• Task:
Reproduce the listing below exactly. Pictures do not belong in the copy.

-=-=-=-=-

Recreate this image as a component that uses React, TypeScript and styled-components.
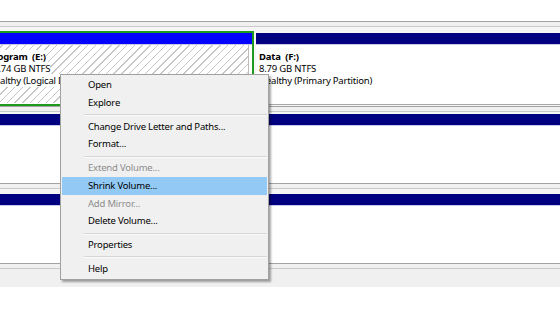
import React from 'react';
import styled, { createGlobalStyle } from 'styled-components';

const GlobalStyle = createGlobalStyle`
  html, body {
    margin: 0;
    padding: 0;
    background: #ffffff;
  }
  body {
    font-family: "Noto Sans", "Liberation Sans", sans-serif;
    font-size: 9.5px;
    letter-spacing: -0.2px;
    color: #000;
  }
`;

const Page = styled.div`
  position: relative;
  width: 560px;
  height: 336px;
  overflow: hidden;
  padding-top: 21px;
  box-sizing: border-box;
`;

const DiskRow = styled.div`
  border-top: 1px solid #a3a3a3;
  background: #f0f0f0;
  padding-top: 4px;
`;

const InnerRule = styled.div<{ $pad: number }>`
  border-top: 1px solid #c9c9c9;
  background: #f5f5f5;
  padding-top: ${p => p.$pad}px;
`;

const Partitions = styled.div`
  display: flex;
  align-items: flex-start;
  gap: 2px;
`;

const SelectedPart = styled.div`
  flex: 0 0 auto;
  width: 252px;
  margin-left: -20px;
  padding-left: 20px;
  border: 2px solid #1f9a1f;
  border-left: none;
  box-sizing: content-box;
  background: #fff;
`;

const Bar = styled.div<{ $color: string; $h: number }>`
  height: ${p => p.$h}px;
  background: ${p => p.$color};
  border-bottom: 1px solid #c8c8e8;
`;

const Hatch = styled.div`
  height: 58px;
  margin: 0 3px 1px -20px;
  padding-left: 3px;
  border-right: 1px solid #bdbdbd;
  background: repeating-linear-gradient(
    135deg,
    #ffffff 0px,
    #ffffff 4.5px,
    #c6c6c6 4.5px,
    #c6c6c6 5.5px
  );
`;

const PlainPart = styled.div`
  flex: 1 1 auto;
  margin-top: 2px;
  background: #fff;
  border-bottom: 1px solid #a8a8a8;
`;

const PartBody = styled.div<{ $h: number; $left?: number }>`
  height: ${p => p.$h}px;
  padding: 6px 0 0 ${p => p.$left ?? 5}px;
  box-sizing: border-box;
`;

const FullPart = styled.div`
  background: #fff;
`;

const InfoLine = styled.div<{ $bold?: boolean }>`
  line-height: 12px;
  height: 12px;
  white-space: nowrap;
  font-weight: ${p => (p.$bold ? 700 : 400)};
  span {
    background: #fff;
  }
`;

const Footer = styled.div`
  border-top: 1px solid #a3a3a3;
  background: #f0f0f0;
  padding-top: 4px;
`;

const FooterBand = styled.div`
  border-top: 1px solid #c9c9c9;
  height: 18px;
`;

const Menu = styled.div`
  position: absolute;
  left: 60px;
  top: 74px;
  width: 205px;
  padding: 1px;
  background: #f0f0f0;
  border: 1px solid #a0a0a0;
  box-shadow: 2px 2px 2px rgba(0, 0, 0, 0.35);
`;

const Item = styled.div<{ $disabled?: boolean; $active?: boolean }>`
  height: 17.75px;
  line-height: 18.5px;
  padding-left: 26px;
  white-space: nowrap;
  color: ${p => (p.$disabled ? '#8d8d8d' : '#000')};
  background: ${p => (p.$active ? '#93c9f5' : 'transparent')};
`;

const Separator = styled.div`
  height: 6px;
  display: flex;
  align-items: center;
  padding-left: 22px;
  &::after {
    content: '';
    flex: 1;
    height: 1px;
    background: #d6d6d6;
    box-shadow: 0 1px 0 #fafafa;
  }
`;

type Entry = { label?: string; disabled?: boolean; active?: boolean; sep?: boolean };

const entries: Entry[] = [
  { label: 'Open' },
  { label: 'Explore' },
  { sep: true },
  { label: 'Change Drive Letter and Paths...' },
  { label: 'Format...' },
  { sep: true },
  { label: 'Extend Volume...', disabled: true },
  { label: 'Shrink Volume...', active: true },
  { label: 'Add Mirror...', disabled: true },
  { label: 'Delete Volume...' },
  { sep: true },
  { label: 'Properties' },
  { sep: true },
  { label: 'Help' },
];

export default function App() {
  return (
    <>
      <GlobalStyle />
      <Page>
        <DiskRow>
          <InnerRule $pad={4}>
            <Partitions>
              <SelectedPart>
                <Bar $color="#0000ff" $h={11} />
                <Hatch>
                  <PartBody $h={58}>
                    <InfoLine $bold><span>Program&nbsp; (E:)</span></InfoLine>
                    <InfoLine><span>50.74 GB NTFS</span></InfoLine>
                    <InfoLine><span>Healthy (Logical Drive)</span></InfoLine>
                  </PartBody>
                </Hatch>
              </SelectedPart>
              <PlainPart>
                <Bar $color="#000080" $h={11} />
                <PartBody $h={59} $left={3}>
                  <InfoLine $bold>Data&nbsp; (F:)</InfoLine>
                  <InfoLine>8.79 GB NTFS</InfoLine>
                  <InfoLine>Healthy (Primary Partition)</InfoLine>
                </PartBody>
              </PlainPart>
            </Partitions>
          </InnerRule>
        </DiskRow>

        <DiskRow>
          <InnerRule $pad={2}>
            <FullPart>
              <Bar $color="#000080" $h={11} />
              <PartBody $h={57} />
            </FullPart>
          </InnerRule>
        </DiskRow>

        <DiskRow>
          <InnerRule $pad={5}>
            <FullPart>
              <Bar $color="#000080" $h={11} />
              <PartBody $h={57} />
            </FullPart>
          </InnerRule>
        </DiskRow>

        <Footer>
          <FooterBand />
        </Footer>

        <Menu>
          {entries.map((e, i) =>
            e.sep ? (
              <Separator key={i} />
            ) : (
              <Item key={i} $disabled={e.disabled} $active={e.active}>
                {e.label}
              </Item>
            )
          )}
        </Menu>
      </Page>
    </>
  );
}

-=-=-=-=-

• Solution for this exercise:
Recreate this image as a component that uses React, TypeScript and styled-components.
import React from 'react';
import styled, { createGlobalStyle } from 'styled-components';

const GlobalStyle = createGlobalStyle`
  html, body {
    margin: 0;
    padding: 0;
    background: #ffffff;
  }
  body {
    font-family: "Noto Sans", "Liberation Sans", sans-serif;
    font-size: 9.5px;
    letter-spacing: -0.2px;
    color: #000;
  }
`;

const Page = styled.div`
  position: relative;
  width: 560px;
  height: 336px;
  overflow: hidden;
  padding-top: 21px;
  box-sizing: border-box;
`;

const DiskRow = styled.div`
  border-top: 1px solid #a3a3a3;
  background: #f0f0f0;
  padding-top: 4px;
`;

const InnerRule = styled.div<{ $pad: number }>`
  border-top: 1px solid #c9c9c9;
  background: #f5f5f5;
  padding-top: ${p => p.$pad}px;
`;

const Partitions = styled.div`
  display: flex;
  align-items: flex-start;
  gap: 2px;
`;

const SelectedPart = styled.div`
  flex: 0 0 auto;
  width: 252px;
  margin-left: -20px;
  padding-left: 20px;
  border: 2px solid #1f9a1f;
  border-left: none;
  box-sizing: content-box;
  background: #fff;
`;

const Bar = styled.div<{ $color: string; $h: number }>`
  height: ${p => p.$h}px;
  background: ${p => p.$color};
  border-bottom: 1px solid #c8c8e8;
`;

const Hatch = styled.div`
  height: 58px;
  margin: 0 3px 1px -20px;
  padding-left: 3px;
  border-right: 1px solid #bdbdbd;
  background: repeating-linear-gradient(
    135deg,
    #ffffff 0px,
    #ffffff 4.5px,
    #c6c6c6 4.5px,
    #c6c6c6 5.5px
  );
`;

const PlainPart = styled.div`
  flex: 1 1 auto;
  margin-top: 2px;
  background: #fff;
  border-bottom: 1px solid #a8a8a8;
`;

const PartBody = styled.div<{ $h: number; $left?: number }>`
  height: ${p => p.$h}px;
  padding: 6px 0 0 ${p => p.$left ?? 5}px;
  box-sizing: border-box;
`;

const FullPart = styled.div`
  background: #fff;
`;

const InfoLine = styled.div<{ $bold?: boolean }>`
  line-height: 12px;
  height: 12px;
  white-space: nowrap;
  font-weight: ${p => (p.$bold ? 700 : 400)};
  span {
    background: #fff;
  }
`;

const Footer = styled.div`
  border-top: 1px solid #a3a3a3;
  background: #f0f0f0;
  padding-top: 4px;
`;

const FooterBand = styled.div`
  border-top: 1px solid #c9c9c9;
  height: 18px;
`;

const Menu = styled.div`
  position: absolute;
  left: 60px;
  top: 74px;
  width: 205px;
  padding: 1px;
  background: #f0f0f0;
  border: 1px solid #a0a0a0;
  box-shadow: 2px 2px 2px rgba(0, 0, 0, 0.35);
`;

const Item = styled.div<{ $disabled?: boolean; $active?: boolean }>`
  height: 17.75px;
  line-height: 18.5px;
  padding-left: 26px;
  white-space: nowrap;
  color: ${p => (p.$disabled ? '#8d8d8d' : '#000')};
  background: ${p => (p.$active ? '#93c9f5' : 'transparent')};
`;

const Separator = styled.div`
  height: 6px;
  display: flex;
  align-items: center;
  padding-left: 22px;
  &::after {
    content: '';
    flex: 1;
    height: 1px;
    background: #d6d6d6;
    box-shadow: 0 1px 0 #fafafa;
  }
`;

type Entry = { label?: string; disabled?: boolean; active?: boolean; sep?: boolean };

const entries: Entry[] = [
  { label: 'Open' },
  { label: 'Explore' },
  { sep: true },
  { label: 'Change Drive Letter and Paths...' },
  { label: 'Format...' },
  { sep: true },
  { label: 'Extend Volume...', disabled: true },
  { label: 'Shrink Volume...', active: true },
  { label: 'Add Mirror...', disabled: true },
  { label: 'Delete Volume...' },
  { sep: true },
  { label: 'Properties' },
  { sep: true },
  { label: 'Help' },
];

export default function App() {
  return (
    <>
      <GlobalStyle />
      <Page>
        <DiskRow>
          <InnerRule $pad={4}>
            <Partitions>
              <SelectedPart>
                <Bar $color="#0000ff" $h={11} />
                <Hatch>
                  <PartBody $h={58}>
                    <InfoLine $bold><span>Program&nbsp; (E:)</span></InfoLine>
                    <InfoLine><span>50.74 GB NTFS</span></InfoLine>
                    <InfoLine><span>Healthy (Logical Drive)</span></InfoLine>
                  </PartBody>
                </Hatch>
              </SelectedPart>
              <PlainPart>
                <Bar $color="#000080" $h={11} />
                <PartBody $h={59} $left={3}>
                  <InfoLine $bold>Data&nbsp; (F:)</InfoLine>
                  <InfoLine>8.79 GB NTFS</InfoLine>
                  <InfoLine>Healthy (Primary Partition)</InfoLine>
                </PartBody>
              </PlainPart>
            </Partitions>
          </InnerRule>
        </DiskRow>

        <DiskRow>
          <InnerRule $pad={2}>
            <FullPart>
              <Bar $color="#000080" $h={11} />
              <PartBody $h={57} />
            </FullPart>
          </InnerRule>
        </DiskRow>

        <DiskRow>
          <InnerRule $pad={5}>
            <FullPart>
              <Bar $color="#000080" $h={11} />
              <PartBody $h={57} />
            </FullPart>
          </InnerRule>
        </DiskRow>

        <Footer>
          <FooterBand />
        </Footer>

        <Menu>
          {entries.map((e, i) =>
            e.sep ? (
              <Separator key={i} />
            ) : (
              <Item key={i} $disabled={e.disabled} $active={e.active}>
                {e.label}
              </Item>
            )
          )}
        </Menu>
      </Page>
    </>
  );
}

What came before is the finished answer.